# A long time



## Inglip

How do I say 'A long time'

My guess would be 'isang mahabang oras' but that sounds odd to me. I also considered - 'maraming oras'. Wouldn't that mean _much time_? . I am wondering if there is a specific word that means 'a long time'. 

Umantay siya isang mahabng oras para isang Bus.

That was my attempt at saying  - She waited a long time for a bus.


----------



## abardam

you could use "matagal," as in "Matagal siyang naghintay"

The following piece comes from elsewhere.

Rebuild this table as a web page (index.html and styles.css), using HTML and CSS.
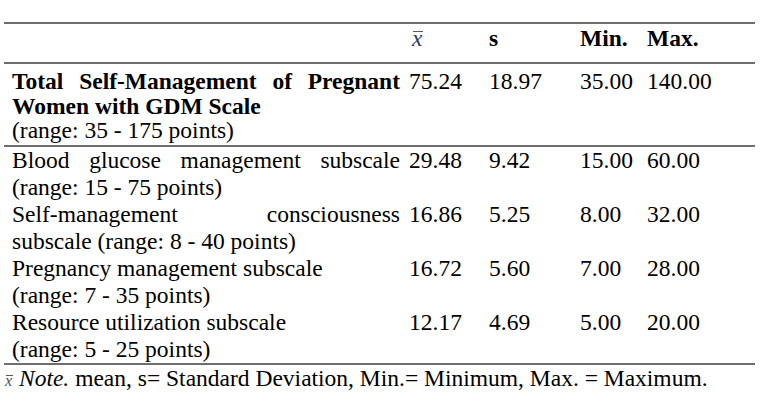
FILE: index.html
```html
<!DOCTYPE html>
<html lang="en">
<head>
<meta charset="utf-8">
<title>Self-Management of Pregnant Women with GDM</title>
<link rel="stylesheet" href="styles.css">
</head>
<body>
<div class="table">
  <div class="row head">
    <div class="c1"></div>
    <div class="num"><span class="xbar">x</span></div>
    <div class="num b">s</div>
    <div class="num b">Min.</div>
    <div class="num b">Max.</div>
  </div>
  <div class="row total">
    <div class="c1">
      <div class="b j">Total Self-Management of Pregnant</div>
      <div class="b">Women with GDM Scale</div>
      <div>(range: 35 - 175 points)</div>
    </div>
    <div class="num">75.24</div>
    <div class="num">18.97</div>
    <div class="num">35.00</div>
    <div class="num">140.00</div>
  </div>
  <div class="row sub">
    <div class="c1">
      <div class="j">Blood glucose management subscale</div>
      <div>(range: 15 - 75 points)</div>
    </div>
    <div class="num">29.48</div>
    <div class="num">9.42</div>
    <div class="num">15.00</div>
    <div class="num">60.00</div>
  </div>
  <div class="row sub">
    <div class="c1">
      <div class="j">Self-management consciousness</div>
      <div>subscale (range: 8 - 40 points)</div>
    </div>
    <div class="num">16.86</div>
    <div class="num">5.25</div>
    <div class="num">8.00</div>
    <div class="num">32.00</div>
  </div>
  <div class="row sub">
    <div class="c1">
      <div>Pregnancy management subscale</div>
      <div>(range: 7 - 35 points)</div>
    </div>
    <div class="num">16.72</div>
    <div class="num">5.60</div>
    <div class="num">7.00</div>
    <div class="num">28.00</div>
  </div>
  <div class="row sub last">
    <div class="c1">
      <div>Resource utilization subscale</div>
      <div>(range: 5 - 25 points)</div>
    </div>
    <div class="num">12.17</div>
    <div class="num">4.69</div>
    <div class="num">5.00</div>
    <div class="num">20.00</div>
  </div>
  <p class="note"><span class="xbar small">x</span> <i>Note.</i> mean, s= Standard Deviation, Min.= Minimum, Max. = Maximum.</p>
</div>
</body>
</html>
```

FILE: styles.css
```css
body {
  margin: 0;
  background: #ffffff;
  color: #000000;
  font-family: "Liberation Serif", "Times New Roman", serif;
  font-size: 23.5px;
}

.table {
  margin: 22px 0 0 4px;
  width: 751px;
  border-top: 2px solid #6e6e6e;
}

.row {
  display: grid;
  grid-template-columns: 405px 80px 91px 67px 1fr;
}

.c1 {
  padding: 0 9px 0 8px;
}

.b {
  font-weight: bold;
}

.j {
  text-align: justify;
  text-align-last: justify;
}

.head {
  line-height: 24.5px;
  padding: 2px 0 11.5px;
  border-bottom: 2px solid #6e6e6e;
}

.total {
  line-height: 24.5px;
  padding: 5px 0 2px;
  border-bottom: 2px solid #6e6e6e;
}

.sub {
  line-height: 27px;
}

.last {
  border-bottom: 2px solid #6e6e6e;
}

.xbar {
  position: relative;
  font-style: italic;
  color: #2c3862;
  padding: 0 1px 0 3px;
}

.xbar::before {
  content: "";
  position: absolute;
  left: 4px;
  right: 0;
  top: 0.24em;
  border-top: 1.5px solid #555a6a;
}

.xbar.small {
  font-size: 16px;
  padding: 0 1px 0 1px;
  color: #4a5068;
}

.xbar.small::before {
  left: 2px;
  top: 0.22em;
  border-top-width: 1px;
}

.note {
  margin: 0;
  line-height: 27px;
}
```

also! don't forget the _sa_ after para, since she is waiting for a noun - para _sa_ isang bus

I think you can also say "mahabang panahon"


----------



## 082486

Inglip said:


> Umantay siya isang mahabng oras para isang Bus.
> 
> That was my attempt at saying - She waited a long time for a bus.


 
Matagal siyang naghintay ng bus.


----------



## niernier

It would be best if you can say this in fewer words so I say it should be, *"Matagal siyang naghintay ng bus"*

"*A long time*" can be translated to *mahabang panahon* or *matagal na panahon*, but it cannot be used in this context. Well, you can actually use it and say "Matagal na panahon siyang naghintay ng bus" but that sounds like the actor waited for a span of weeks.


----------



## Inglip

Thanks


----------



## mataripis

a long time= matagal na.


----------